Why Playing It Safe Is the Riskiest Move You Can Make : bold design for turbulent times
- Markus Lewis
- Oct 8
- 4 min read

You've heard it a thousand times lately: "Now's not the time to experiment." "Stick with what works." "Play it safe until things stabilize."
I get it. When the economy feels shaky, everyone gets cautious. Budgets shrink. Your accountant gives you that look. And suddenly, that bold visual idea you had feels less like smart marketing and more like lighting money on fire.
But here's what I've learned the hard way: when everyone else is playing it safe, safe becomes completely invisible.
The Paradox Nobody Talks About
Here's the thing about tough economic times. People aren't scrolling less or paying less attention. They're just being pickier about what catches their eye.
And you know what doesn't catch anyone's eye? The same stock photo of a smiling couple in a hotel lobby that every other property is using. The same safe color palette. The same forgettable website layout that could belong to literally anyone.
This is exactly when getting visually creative becomes your secret weapon.
While your competitors are retreating into beige walls and playing it safe, a bold visual identity doesn't just stand out. It owns the room.
What "Safe" Is Really Costing You
Let's be real about what playing it safe actually means.
Safe means nobody remembers you. That template website you bought? Three of your competitors have the same one.
Safe means people don't trust you. When every photo on your site is a generic stock image, guests wonder if you're even a real place.
Safe means you're invisible. Social media algorithms reward posts that get engagement. And boring doesn't get engagement.
Here's the painful irony. By playing it safe to protect your marketing budget, you're actually throwing money away. You're paying for ads nobody clicks, posts nobody sees, and a website nobody remembers.
Getting Creative Isn't Reckless. It's Smart Business.
When I say get more creative visually, I'm not talking about hiring a celebrity photographer or producing a Super Bowl commercial.
I'm talking about showing what's real.
Ditch those stock photos. Show your actual property. Your actual team. Real guests having real experiences. Authenticity is free, and it's more powerful than any expensive production.
I'm talking about owning what makes you different.

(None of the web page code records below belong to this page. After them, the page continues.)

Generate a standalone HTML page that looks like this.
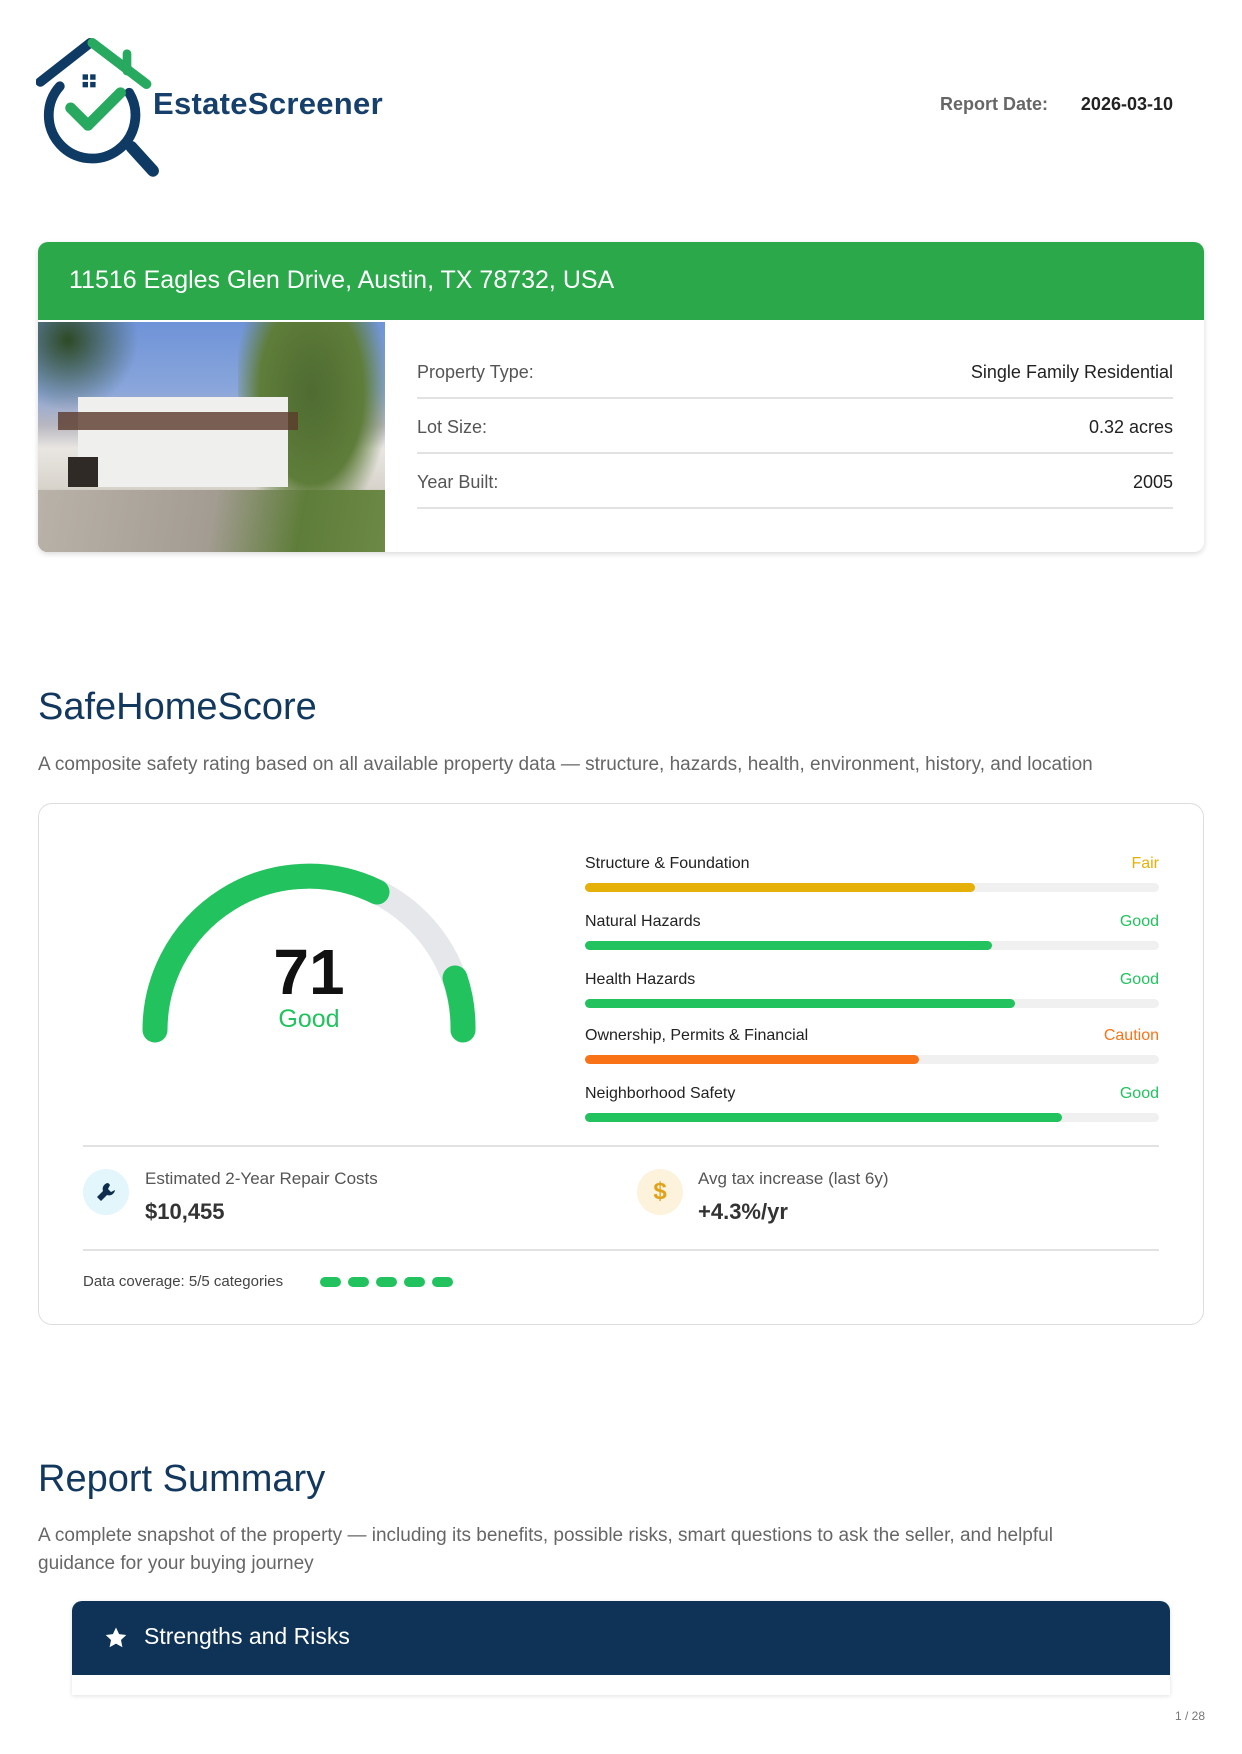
<!DOCTYPE html>
<html><head><meta charset="utf-8"><style>
*{margin:0;padding:0;box-sizing:border-box}
body{width:1242px;height:1754px;background:#fff;font-family:"Liberation Sans","DejaVu Sans",sans-serif;position:relative;overflow:hidden;color:#222}
.abs{position:absolute}
.row{position:absolute;left:417px;width:756px;height:55px;border-bottom:2px solid #e2e2e2;font-size:18px;color:#555}
.row span{position:absolute;bottom:14px}
.row .v{right:0;color:#222}
.lbl{position:absolute;left:585px;width:574px;font-size:16px;color:#222}
.lbl b{position:absolute;right:0;font-weight:normal}
.bar{position:absolute;left:585px;width:574px;height:9px;border-radius:5px;background:#f0f0f0}
.bar i{display:block;height:9px;border-radius:5px}
.dot{position:absolute;top:1277px;width:21px;height:10px;border-radius:5px;background:#22c35e}
</style></head><body>

<svg class="abs" style="left:36px;top:38px" width="130" height="142" viewBox="0 0 120 130">
 <path d="M4 40 L50 4" stroke="#0f3a63" stroke-width="9" stroke-linecap="round" fill="none"/>
 <path d="M52 4 L102 42" stroke="#27a95f" stroke-width="9" stroke-linecap="round" fill="none"/>
 <path d="M84 14 L84 30" stroke="#27a95f" stroke-width="8" stroke-linecap="round"/>
 <rect x="43" y="33" width="5" height="5" fill="#0f3a63"/><rect x="50" y="33" width="5" height="5" fill="#0f3a63"/>
 <rect x="43" y="40" width="5" height="5" fill="#0f3a63"/><rect x="50" y="40" width="5" height="5" fill="#0f3a63"/>
 <path d="M22 44 A40 40 0 1 0 86 50" stroke="#0f3a63" stroke-width="9" fill="none" stroke-linecap="round"/>
 <path d="M88 100 L108 122" stroke="#0f3a63" stroke-width="11" stroke-linecap="round"/>
 <path d="M32 64 L48 80 L78 50" stroke="#27a95f" stroke-width="10" fill="none" stroke-linecap="round" stroke-linejoin="round"/>
</svg>
<div class="abs" style="left:153px;top:86px;font-size:31px;font-weight:bold;color:#16406b;letter-spacing:0.3px">EstateScreener</div>
<div class="abs" style="left:940px;top:94px;font-size:18px;font-weight:bold;color:#666">Report Date:</div>
<div class="abs" style="right:69px;top:94px;font-size:18px;font-weight:bold;color:#222">2026-03-10</div>

<div class="abs" style="left:38px;top:242px;width:1166px;height:310px;border-radius:10px;box-shadow:0 2px 6px rgba(0,0,0,.15);background:#fff;overflow:hidden">
 <div style="height:78px;background:#2aa84a;color:#fff;font-size:25px;padding:24px 0 0 31px">11516 Eagles Glen Drive, Austin, TX 78732, USA</div>
 <div style="position:absolute;left:0;top:80px;width:347px;height:230px;background:linear-gradient(180deg,#6f93d8 0%,#8aa6db 30%,#b9b7c0 45%,#e9e6e2 55%,#d8d4cc 72%,#9a958b 82%,#6e7a5a 100%)">
  <div style="position:absolute;left:0;top:0;width:100px;height:90px;background:radial-gradient(circle at 30% 20%,#2e4a25,transparent 70%)"></div>
  <div style="position:absolute;left:200px;top:0;width:147px;height:200px;background:radial-gradient(ellipse at 50% 35%,#4f6b32 0%,#5f7d3a 50%,transparent 75%)"></div>
  <div style="position:absolute;left:40px;top:75px;width:210px;height:90px;background:#efefee"></div>
  <div style="position:absolute;left:20px;top:90px;width:240px;height:18px;background:#5b3b2c;opacity:.8"></div>
  <div style="position:absolute;left:30px;top:135px;width:30px;height:30px;background:#2f2a26"></div>
  <div style="position:absolute;left:0;top:168px;width:347px;height:62px;background:linear-gradient(100deg,#b9b2a8 0%,#a39c92 50%,#5f7d3a 75%,#6c8a45 100%)"></div>
 </div>
</div>
<div class="row" style="top:344px"><span>Property Type:</span><span class="v">Single Family Residential</span></div>
<div class="row" style="top:399px"><span>Lot Size:</span><span class="v">0.32 acres</span></div>
<div class="row" style="top:454px"><span>Year Built:</span><span class="v">2005</span></div>

<div class="abs" style="left:38px;top:686px;font-size:38px;color:#12385e">SafeHomeScore</div>
<div class="abs" style="left:38px;top:754px;font-size:19px;color:#666">A composite safety rating based on all available property data — structure, hazards, health, environment, history, and location</div>

<div class="abs" style="left:38px;top:803px;width:1166px;height:522px;border:1.5px solid #ddd;border-radius:14px"></div>
<svg class="abs" style="left:130px;top:850px" width="360" height="200" viewBox="130 850 360 200">
 <path d="M155 1030 A154 154 0 0 1 463 1030" stroke="#e5e7eb" stroke-width="25" fill="none" stroke-linecap="round"/>
 <path d="M155 1030 A154 154 0 0 1 377 892" stroke="#22c35e" stroke-width="25" fill="none" stroke-linecap="round"/>
 <path d="M455 978 A154 154 0 0 1 463 1030" stroke="#22c35e" stroke-width="25" fill="none" stroke-linecap="round"/>
</svg>
<div class="abs" style="left:209px;width:200px;text-align:center;top:935px;font-size:64px;font-weight:bold;color:#111">71</div>
<div class="abs" style="left:209px;width:200px;text-align:center;top:1005px;font-size:25px;color:#22c35e">Good</div>

<div class="lbl" style="top:855px">Structure &amp; Foundation<b style="color:#e5b008">Fair</b></div>
<div class="bar" style="top:883px"><i style="width:390px;background:#e5b008"></i></div>
<div class="lbl" style="top:913px">Natural Hazards<b style="color:#22c35e">Good</b></div>
<div class="bar" style="top:941px"><i style="width:407px;background:#22c35e"></i></div>
<div class="lbl" style="top:971px">Health Hazards<b style="color:#22c35e">Good</b></div>
<div class="bar" style="top:999px"><i style="width:430px;background:#22c35e"></i></div>
<div class="lbl" style="top:1027px">Ownership, Permits &amp; Financial<b style="color:#f97316">Caution</b></div>
<div class="bar" style="top:1055px"><i style="width:334px;background:#f97316"></i></div>
<div class="lbl" style="top:1085px">Neighborhood Safety<b style="color:#22c35e">Good</b></div>
<div class="bar" style="top:1113px"><i style="width:477px;background:#22c35e"></i></div>

<div class="abs" style="left:83px;top:1145px;width:1076px;height:2px;background:#e2e2e2"></div>
<div class="abs" style="left:83px;top:1169px;width:46px;height:46px;border-radius:50%;background:#e2f6fb"></div>
<svg class="abs" style="left:94px;top:1180px" width="24" height="24" viewBox="0 0 24 24"><path d="M14 3a6 6 0 0 0-5 8l-6 6 2 2-0 0 2 2 6-6a6 6 0 0 0 8-5l-4 2-3-3 2-4a6 6 0 0 0-2-2z" fill="#0f2e4e"/></svg>
<div class="abs" style="left:145px;top:1169px;font-size:17px;color:#555">Estimated 2-Year Repair Costs</div>
<div class="abs" style="left:145px;top:1199px;font-size:22px;font-weight:bold;color:#333">$10,455</div>
<div class="abs" style="left:637px;top:1169px;width:46px;height:46px;border-radius:50%;background:#fdf3dc;text-align:center;line-height:46px;font-size:24px;font-weight:bold;color:#e0a21a">$</div>
<div class="abs" style="left:698px;top:1169px;font-size:17px;color:#555">Avg tax increase (last 6y)</div>
<div class="abs" style="left:698px;top:1199px;font-size:22px;font-weight:bold;color:#333">+4.3%/yr</div>
<div class="abs" style="left:83px;top:1249px;width:1076px;height:2px;background:#e2e2e2"></div>
<div class="abs" style="left:83px;top:1273px;font-size:15px;color:#444">Data coverage: 5/5 categories</div>
<div class="dot" style="left:320px"></div><div class="dot" style="left:348px"></div><div class="dot" style="left:376px"></div><div class="dot" style="left:404px"></div><div class="dot" style="left:432px"></div>

<div class="abs" style="left:38px;top:1458px;font-size:38px;color:#12385e">Report Summary</div>
<div class="abs" style="left:38px;top:1522px;width:1075px;font-size:19px;line-height:28px;color:#666">A complete snapshot of the property — including its benefits, possible risks, smart questions to ask the seller, and helpful guidance for your buying journey</div>

<div class="abs" style="left:72px;top:1601px;width:1098px;height:94px;border-radius:10px 10px 0 0;box-shadow:0 1px 5px rgba(0,0,0,.12);background:#fff;overflow:hidden">
 <div style="height:74px;background:#0e3356;color:#fff;font-size:23px;padding:22px 0 0 72px">Strengths and Risks</div>
</div>
<svg class="abs" style="left:104px;top:1626px" width="24" height="24" viewBox="0 0 24 24"><path d="M12 1.5l3.1 6.6 7.2.9-5.3 5 1.4 7.2L12 17.6l-6.4 3.6L7 14l-5.3-5 7.2-.9z" fill="#fff"/></svg>
<div class="abs" style="left:1175px;top:1709px;font-size:12px;color:#777">1 / 28</div>
</body></html>
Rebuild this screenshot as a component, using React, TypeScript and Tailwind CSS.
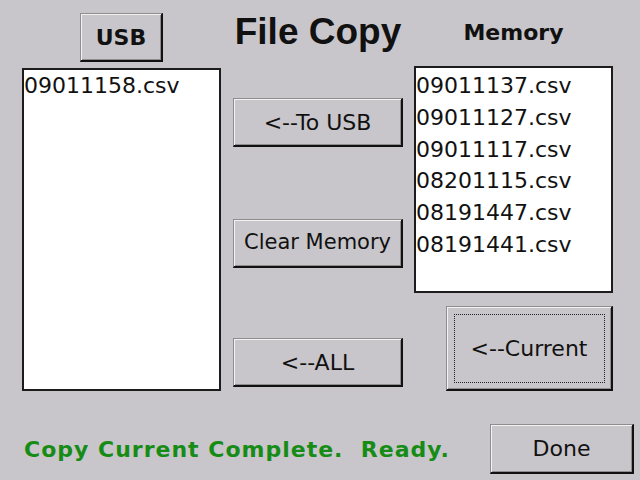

What's your vibe? Mountain basecamp? Beachside escape? Urban retreat? Whatever it is, lean all the way into it. The properties that win aren't trying to look like everyone else. They have a point of view and they're not afraid to show it.
I'm talking about taking small risks that matter.
You don't need to rebrand your entire business overnight. Start with one thing. One email campaign. One Instagram series. One webpage. Make it a little bolder than you're comfortable with. See what happens. Then do more of what works.
I'm talking about investing where people actually look.
Your website's first image. Your Instagram grid. The header of your emails. These are the moments that shape how people see you. A small investment here pays off in ways that matter: trust, bookings, loyalty.
The Brands You Remember Took Risks
Think about it. The hotels and restaurants you actually remember aren't the safe ones.
They're the ones with personality. The ones that made you feel something the moment you saw them.
Airbnb launched during the 2008 recession with a visual identity that was completely different from the corporate hotel world. They didn't play it safe. They played it bold. And look what happened.
When everyone else is zigging toward boring, your willingness to zag toward memorable is what sets you apart.
Where to Start (Without Losing Sleep)
If you're feeling torn between wanting to be creative and needing to be careful, here's how to move forward without betting everything.
Take an honest look at your visuals right now. How much of what you're showing people is stock imagery versus real? Generic versus distinctive? Be honest with yourself.
Pick one place to make an impact. Maybe it's your homepage. Maybe it's your Instagram. Maybe it's the welcome email new subscribers get. Choose one and commit to making it memorable.
Set aside a small budget to experiment. Even $500 can get you a professional photo shoot, some custom graphics, or a few hours with a designer who can help sharpen your visual identity.
Track what actually matters. Watch your engagement rates. See how long people stay on your site. Check your click-through numbers. Good creative should move the needle on real business metrics.
Here's the Truth
Playing it safe feels responsible. It feels like the grown-up thing to do.
But in a world where everyone is fighting for attention, safe is actually the biggest risk you can take.
The businesses that come out of tough times stronger aren't the ones hiding and hoping to survive. They're the ones doubling down on what makes them different.
So next time someone tells you to play it safe with your visuals, ask yourself this: Safe for who?
Safe for your competitors who'd prefer you stay invisible? Or bold for your business, your guests, and everyone searching for something worth remembering?
Your Turn
What's one visual risk you've been thinking about but haven't pulled the trigger on? What would it look like to test it small and see what happens?
I'd genuinely love to hear what you're working on.